When I asked my dear friend Dane (who had climbed the Watchtower last year) about the route, he gave us amazing and indispensable information. Without him our experience would've been very different. For the last pitch of the headwall though, he just giggled and said "I'll save that one as a surprise. It is awesome." Dane is a power-lifter, ice climber, master of the epic, and 23 going on tough as fucking nails. His innocent and wholesome giggle made me nervous for what was to come. The topo said “5.8 4 inch crack.” I grabbed my number 4 cams and took off into the 5.11 terrain, inching toward the wide flake above and to my right.


I was so, so tired. It was all I could do to stay on on the 5.11. I placed cam after cam after cam in close distance, completely untrusting of my screaming body and working with a mind exhausted from being in the zone for two straight days. Grovelling, I made it to the wide flake. Thank god. 5.8. How hard could it be? I really should know better by now. Every muscle in my body ached and cramped as I let out screams, not of ferocious fight but rather of pain and complete inferiority. At some point I believe I literally begged the Bugaboo granite for mercy. I hung on like a kid on a rollercoaster that really doesn't want to be there: White knuckled, shitting my pants, making it a way bigger deal than it needed to be, but alive, and ready for ice cream.


No ice cream. No water. No food- save premade peanut butter banana wraps that had gone dank in the haul bag. No gas. Just the midnight sky, a long convoluted ridge, and a brother to rely upon. I led another strange vision quest pitch of 5.8 and then totally bonked. David noticed this after trying to have a basic conversation with my wide eyes, and offered that he would lead us up the scrambling for a while. A gentleman and a baller! We stayed roped and settled into the night, keeping our eyes open for a bivy site that Dane told us about. 


A distant lightning storm to the south offered no sound and thus no fear, only momentary awe from time to time. The wind was dormant and a meteor shower zoomed its way across the sky above us. Midnight became one, then two, then, sometime around three, we saw some nice flat ledges that David suggested we spend the night on. I stubbornly disagreed and insisted we keep on going until we find a spot with water. Wrong move. He obliged. I can be a real turd sometimes. 


Three became four to the tune of the flash of the southern storm and the whimsical travels of meteors overhead. The wind remained calm. We got to a confusing section of ridge with snow and four became four thirty. We got through it and took a peek above the next little bluff to see if we could put the rope away. Our little peek showed us that there was no more terrain to climb, and at five in the morning, my friend David Tan and I stood on top of the summit of North Howser Tower, just as red began to appear in the east.

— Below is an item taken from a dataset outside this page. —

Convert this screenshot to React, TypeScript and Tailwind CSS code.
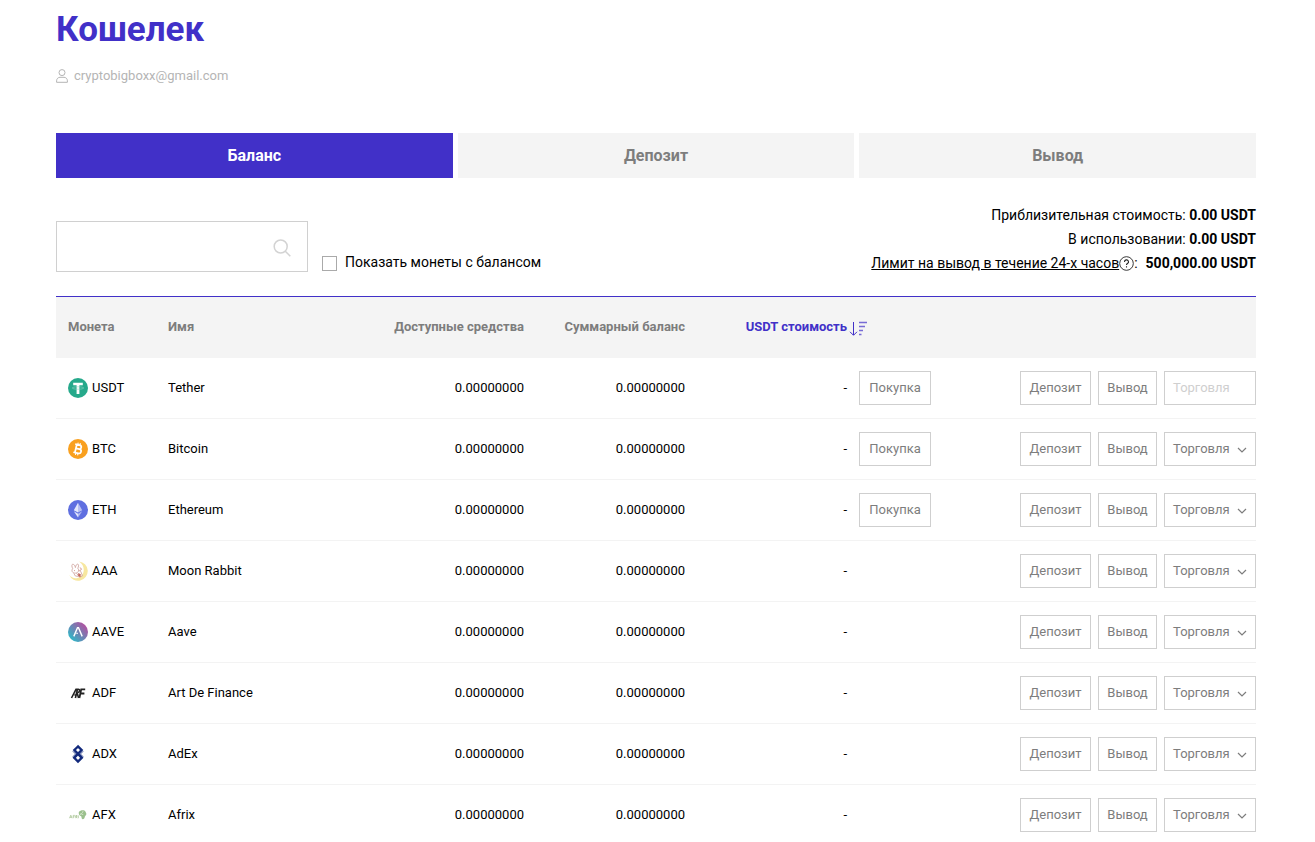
import type { ReactNode } from 'react'
import { useState } from 'react'

type Coin = {
  code: string
  name: string
  icon: ReactNode
  buy?: boolean
  tradeDisabled?: boolean
}

const coins: Coin[] = [
  {
    code: 'USDT',
    name: 'Tether',
    buy: true,
    tradeDisabled: true,
    icon: (
      <>
        <circle cx="10" cy="10" r="10" fill="#26a98b" />
        <path d="M5.200 4.800h9.600v2.400h-3.400V16H8.600V7.200H5.200z" fill="#fff" />
        <ellipse cx="10" cy="10" rx="5.800" ry="1.200" fill="none" stroke="#8ed3c3" strokeWidth="0.600" />
      </>
    ),
  },
  {
    code: 'BTC',
    name: 'Bitcoin',
    buy: true,
    icon: (
      <>
        <circle cx="10" cy="10" r="10" fill="#f9a01f" />
        <g transform="rotate(13 10 10)" fill="none" stroke="#fff">
          <path d="M7.800 5.600v8.800M6.200 5.800h4.600a2 2 0 0 1 0 4H8M6.200 14.200h5.200a2.200 2.200 0 0 0 0-4.400H8" strokeWidth="1.700" />
          <path d="M8.800 3.800v2M11 3.800v2M8.800 14.200v2M11 14.200v2" strokeWidth="1.100" />
        </g>
      </>
    ),
  },
  {
    code: 'ETH',
    name: 'Ethereum',
    buy: true,
    icon: (
      <>
        <circle cx="10" cy="10" r="10" fill="#5f6fe0" />
        <path d="M10 2.800 5.800 10.200 10 12.600z" fill="#e4e7fb" />
        <path d="M10 2.800l4.200 7.400-4.200 2.400z" fill="#b9c0f3" />
        <path d="M5.800 11.300 10 13.800v3.600z" fill="#e4e7fb" />
        <path d="M14.200 11.300 10 13.800v3.600z" fill="#b3bbf2" />
      </>
    ),
  },
  {
    code: 'AAA',
    name: 'Moon Rabbit',
    icon: (
      <>
        <path d="M11 .4a9.700 9.700 0 1 1-9.900 13.400c2 2.700 5.300 3.900 8.300 3.200 7.600-1.900 8.700-12 1.600-16.600z" fill="#f7e7a0" />
        <g fill="none" stroke="#d3a9a4" strokeWidth="0.900">
          <path d="M4.800 7.800C3.500 5.500 3.600 3.300 4.800 3.200s2.200 1.600 2.600 3.400C7.600 4.300 9 2.700 10 3.200s.6 2.600-.3 4.200" />
          <path d="M4.600 7.800c-1.600 2.400.2 4.600 2.900 4.300s4.200-2.500 2.400-4.800" />
          <path d="M8.500 12.200l3 4 3-1.400-1.800-4.400-2.600-1.400M5.800 12.400l1.600 2.600 3 .4" />
        </g>
        <path d="M10.200 12l2.600 1.200-.4 3-2.200-1.200z" fill="#c4685c" />
        <path d="M12.200 6.500l1.200 1.600-1.200 1.600M6.200 9.600h.8" stroke="#c98577" strokeWidth="0.900" fill="none" />
      </>
    ),
  },
  {
    code: 'AAVE',
    name: 'Aave',
    icon: (
      <>
        <defs>
          <linearGradient id="aave" x1="0.9" y1="0.15" x2="0.15" y2="0.85">
            <stop offset="0" stopColor="#b44fa0" />
            <stop offset="1" stopColor="#31b5c6" />
          </linearGradient>
        </defs>
        <circle cx="10" cy="10" r="10" fill="url(#aave)" />
        <path d="M5.800 14.400 9.500 5.800h1l3.700 8.600M8.400 11.400H9.800" fill="none" stroke="#fff" strokeWidth="1.400" />
      </>
    ),
  },
  {
    code: 'ADF',
    name: 'Art De Finance',
    icon: (
      <g fill="none" stroke="#222" strokeWidth="1.600">
        <path d="M3.500 15 8 6.300h2.400c1.800 0 1.500 3.200-.8 3.200M6.400 12h2.200M7.400 15l2-8.500M9.200 10l1.400 5" />
        <path d="M17.200 6.300h-4L11.400 15M12.400 10.500h4" strokeWidth="1.800" />
      </g>
    ),
  },
  {
    code: 'ADX',
    name: 'AdEx',
    icon: (
      <g fill="none" stroke="#12297c" strokeWidth="2.400">
        <path d="M10 2.500 6.400 6 13.800 13.800 10 17.500 6.200 13.800 13.600 6z" />
        <path d="M4.800 7.200 7.600 10l-2.800 2.800M15.200 7.200 12.400 10l2.800 2.800" strokeWidth="0.800" />
      </g>
    ),
  },
  {
    code: 'AFX',
    name: 'Afrix',
    icon: (
      <>
        <path
          d="M1.500 13.200 2.800 10.200l1.200 3M2 12.300h1.500M5.200 13.200v-2.800h1.600M5.200 11.800h1.400M7.800 13.200v-2.700h1.200v1.200H7.800l1.500 1.500M10.300 10.400v2.800"
          fill="none"
          stroke="#a9c596"
          strokeWidth="0.800"
        />
        <path d="M10.800 7c1.300-1.800 4-2.200 5.600-1.500 1.300.8 1.500 2.200 2 3.300-.1 1.400-1 1.800-1.500 2.800-.2 1.600-.9 2.600-2.300 2.700-1.200-.6-.9-2-1.400-3.100-1.400-.4-2.800-1.600-2.400-4.200z" fill="#9bc08d" />
        <path d="M12 9.300l2-.6 1 1.200M15 6.300l-.6 1.400" fill="none" stroke="#e3eedd" strokeWidth="0.900" />
      </>
    ),
  },
]

const tabs = ['Баланс', 'Депозит', 'Вывод']

const actionButton = 'h-[34px] border border-[#cfcfcf] bg-white text-[13px] text-[#7d7d7d]'

function CoinRow({ coin }: { coin: Coin }) {
  return (
    <tr className="h-[61px] border-b border-[#f3f3f3]">
      <td className="pl-3">
        <div className="flex items-center gap-1">
          <svg className="h-5 w-5 shrink-0" viewBox="0 0 20 20" aria-hidden="true">
            {coin.icon}
          </svg>
          <span>{coin.code}</span>
        </div>
      </td>
      <td className="pl-3">{coin.name}</td>
      <td className="pr-3 text-right">0.00000000</td>
      <td className="pr-3 text-right">0.00000000</td>
      <td className="pr-3 text-right">-</td>
      <td>
        <div className="flex items-center">
          {coin.buy && <button type="button" className={`${actionButton} w-[72px]`}>Покупка</button>}
          <div className="ml-auto flex gap-[7px]">
            <button type="button" className={`${actionButton} w-[71px]`}>Депозит</button>
            <button type="button" className={`${actionButton} w-[59px]`}>Вывод</button>
            <button
              type="button"
              aria-haspopup="menu"
              disabled={coin.tradeDisabled}
              className={`${actionButton} flex w-[92px] items-center justify-between px-2 disabled:text-[#cfcfcf]`}
            >
              Торговля
              {!coin.tradeDisabled && (
                <svg className="mt-0.5 h-2.5 w-2.5" viewBox="0 0 10 10" fill="none" stroke="#7d7d7d" strokeWidth="1.200" aria-hidden="true">
                  <path d="M1 3l4 4 4-4" />
                </svg>
              )}
            </button>
          </div>
        </div>
      </td>
    </tr>
  )
}

export default function App() {
  const [activeTab, setActiveTab] = useState(0)

  return (
    <main className="bg-white pt-2.5 pr-[59px] pl-14 font-['Roboto','Liberation_Sans',sans-serif] text-black">
      {/* Title */}
      <h1 className="text-[35px] leading-10 font-bold text-[#4130c8]">Кошелек</h1>
      <div className="mt-4 flex h-5 items-center gap-1.5 text-[13px] text-[#b5b5b5]">
        <svg className="h-3.5 w-3" viewBox="0 0 12 14" fill="none" stroke="currentColor" aria-hidden="true">
          <circle cx="6" cy="3.600" r="3" />
          <path d="M.6 13.300v-1.400C.6 9.600 2.200 8.300 4 8.300h4c1.800 0 3.400 1.300 3.400 3.600v1.400z" />
        </svg>
        <span>cryptobigboxx@gmail.com</span>
      </div>

      {/* Tabs */}
      <nav className="mt-[47px] grid grid-cols-3 gap-[5px]">
        {tabs.map((tab, i) => (
          <button
            key={tab}
            type="button"
            onClick={() => setActiveTab(i)}
            className={`h-[45px] text-base font-bold ${i === activeTab ? 'bg-[#4130c8] text-white' : 'bg-[#f4f4f4] text-[#7d7d7d]'}`}
          >
            {tab}
          </button>
        ))}
      </nav>

      {/* Search and totals */}
      <div className="mt-[25px] flex items-end justify-between text-sm leading-6">
        <div className="flex items-end gap-3.5 pb-[3px]">
          <div className="flex h-[51px] w-[252px] items-center border border-[#d0d0d0] pr-4">
            <input type="text" aria-label="Поиск" className="h-full min-w-0 flex-1 px-3 outline-none" />
            <svg className="mt-0.5 h-[18px] w-[18px]" viewBox="0 0 18 18" fill="none" stroke="#d3d3d3" strokeWidth="1.500" aria-hidden="true">
              <circle cx="7.700" cy="7.500" r="6.500" />
              <path d="M12.300 12.200l5 5" />
            </svg>
          </div>
          <label className="flex items-center gap-2 leading-5">
            <input type="checkbox" className="mt-0.5 h-[15px] w-[15px] appearance-none border border-[#aaa] bg-white checked:bg-[#4130c8]" />
            Показать монеты с балансом
          </label>
        </div>
        <div className="text-right">
          <p>
            Приблизительная стоимость: <b>0.00 USDT</b>
          </p>
          <p>
            В использовании: <b>0.00 USDT</b>
          </p>
          <p className="flex items-center justify-end">
            <a href="#limit" className="underline">Лимит на вывод в течение 24-х часов</a>
            <svg className="h-[15px] w-[15px]" viewBox="0 0 15 15" fill="none" stroke="#222" aria-hidden="true">
              <circle cx="7.500" cy="7.500" r="6.800" strokeWidth="0.900" />
              <path d="M5.500 5.900a2 2 0 1 1 3 1.700c-.7.400-1 .7-1 1.400M7.500 10.200v1.300" strokeWidth="1.100" />
            </svg>
            <span className="mr-2">:</span>
            <b>500,000.00 USDT</b>
          </p>
        </div>
      </div>

      {/* Coins */}
      <table className="mt-[21px] w-full table-fixed border-collapse border-t border-[#4130c8] text-[13px]">
        <colgroup>
          <col className="w-[100px]" />
          <col className="w-[219px]" />
          <col className="w-[161px]" />
          <col className="w-[161px]" />
          <col className="w-[162px]" />
          <col />
        </colgroup>
        <thead>
          <tr className="h-[61px] bg-[#f4f4f4] text-left text-[#7d7d7d]">
            <th className="pb-0.5 pl-3">Монета</th>
            <th className="pb-0.5 pl-3">Имя</th>
            <th className="pr-3 pb-0.5 text-right">Доступные средства</th>
            <th className="pr-3 pb-0.5 text-right">Суммарный баланс</th>
            <th className="pr-3 pb-0.5 text-right text-[#4130c8]">
              <button type="button" className="relative font-bold">
                USDT стоимость
                <svg className="absolute top-1 left-full ml-0.5 h-4 w-[18px]" viewBox="0 0 18 16" fill="none" stroke="currentColor" aria-hidden="true">
                  <path d="M4.500 1v13M1 10.800l3.500 3.500L8 10.800" />
                  <path d="M10 1.500h8M10 5.500h6M10 9.500h4M10 13.500h2.500" strokeWidth="1.600" opacity="0.700" />
                </svg>
              </button>
            </th>
            <th aria-label="Действия" />
          </tr>
        </thead>
        <tbody>
          {coins.map((coin) => (
            <CoinRow key={coin.code} coin={coin} />
          ))}
        </tbody>
      </table>
    </main>
  )
}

The summit was calm and the sky clear. We laid out the half-thermarest and our sleeping bag, laid down, listened to The War On Drugs and Eddie Vedder, and enjoyed the scene. For two hours of the most supreme peace I have ever known, we watched the world be beautiful.




I awoke from a nap to a blue sky and a hot sun. David was awake beside me.We knew that it was time to begin our rappels down the east face, and begin our journey home. While he rolled the sleeping bag and organized gear, I quietly walked over to where the summit overlooks the steep west face with a ziploc bag of Carl Hawkins' remains in my pocket. In all the other places which I held these ashes in my hands and thought about scattering them, I just wanted to rid myself of this sadness, of this loss; an act of hastily moving on but not going forward. A part of me didn't ever think I'd actually end up here. Here in this place of ultimate wilderness, a place that was kindred to the spirit of Carl, it was a wonderfully underwhelming act. Handful by handful I released his remains. My eyes were watery and I got a little bit of ash on my jacket. The actual act of scattering ashes  is a lot harder than people make it out to be! 


There was no ridding of sadness or loss and I now know that this is not the way forward: "Do not let sorrow die for it is the sweetening of every gift." -Cormac McCarthy. It was not what have I rid myself of, but what I gained through this quest: an understanding of peaceful continuity; glimpses into the mysteries of the universe; a deeper understanding of the spirit, and love and life and death. I gained gratitude for the people that are here now and the love we share, and the possibility that there is magic around each corner if we are willing to summon the courage to look.


David and I rappelled, unfreed a stuck rope, drank water, hopped over the bergschrund, and stumbled back to Applebee with our cups very very full. We were greeted by a strong force of community. Hugs, relief that we had returned, congratulations on our adventure; even a note stuck to a borrowed cam read aloud by our friend Rhys as we caught him and another friend, Tony, on their way out of camp. We all shared stories of the last few days' adventures. Everyone was getting it while the getting was good; the joy of weather windows in the mountains! It was overwhelming, humbling, and happy.


And it all began two years ago, with two friends merrily drinking whiskey in a cave in the same camp, dreaming about what it would be like to one day climb All Along The Watchtower.